2. The developer makes the new-build property available to a buyer (as in physically handing it over to him).
A new third condition has been added:
3. If a buyer refuses to complete before a Notary Public when legally compelled to do so.
• Bank guarantees: publicity. Developers are now forced in their sales publicity to make explicit reference to being compliant with this new law 20/2015 even mentioning the name of the lender or insurance company as well as the bank account details of the escrow account where all staged deposits will be paid into.
• Bank guarantees: non-compliance. Developers are subject on non-compliance with up to 25% of the total amounts that should have insured or else the amount set by the Autonomous Community where the new-build is located.
As this change will presumably elicit multiple queries I’ll do my best to address them in the below questions & answers section.
1. I have already signed an off-plan contract. How does this new legislation affect me?
It does not. This new law comes into force as from the first of January 2016. All off-plan contracts signed before said date are still ruled by law 57/68.
2. I plan to buy off-plan in 2016. Will my contract be ruled by the new law?
Yes. Every off-plan contract signed after the 01/01/2016 will be governed by law 20/2015.
3. I am litigating at present to recover my stage deposits. How does this new legislation affect me?
It does not. The law court will examine your case under the merit of the old law which is still in force.
4. If in 2016 I sign an off-plan contract and I’m handed a bank guarantee securing all my deposits but the Building Licence is delayed until 2018 am I still covered?
No. Under the new legislation you are only covered as from the moment a developer attains a Building Licence (BL).

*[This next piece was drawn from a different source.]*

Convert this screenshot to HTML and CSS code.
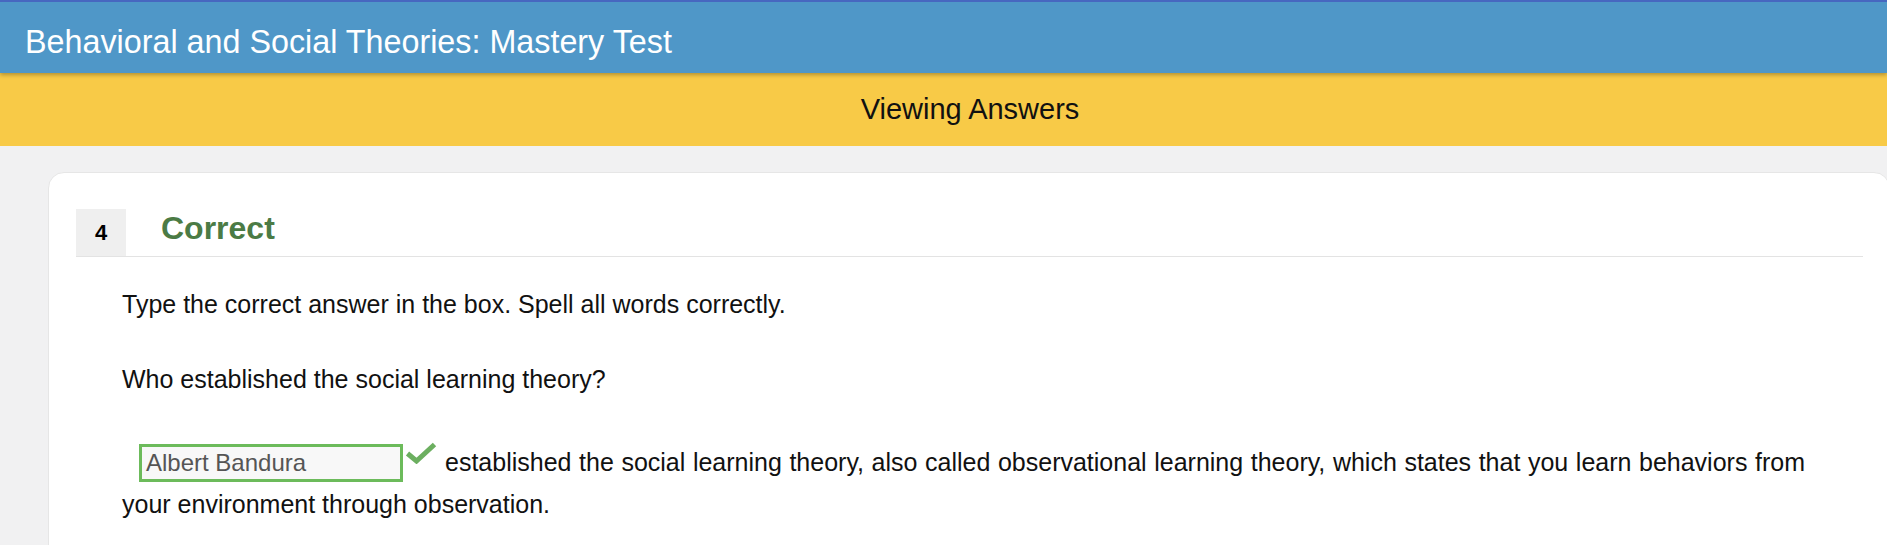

Say, for example, you hand over the monies in 2016 and the BL is issued to the developer in April 2018. Should the developer file for bankruptcy any time before April 2018, even if you have a valid bank guarantee covering all your money, you would lose it all and have no recourse. The bank guarantee, even if legitimate, only becomes ‘active’ as from the time the BL is issued.
Bottom line, bank guarantees only secure your money going forward as from the time a Building Licence is issued by a town hall; not a moment before.
This new law addresses many of the criticisms that were leveled against its forty seven year old predecessor.
Law 57/68 needed a makeover. It had become outdated in many aspects. This new law leaves the door ajar to be detailed further in future regulation.
It is of paramount importance to restore confidence in overseas buyers by creating a clear steadfast legal frame in which to operate. The rules of the game must be known to all to level the playing field.
“Trust, like reputation, is hard to earn, but easy to lose.”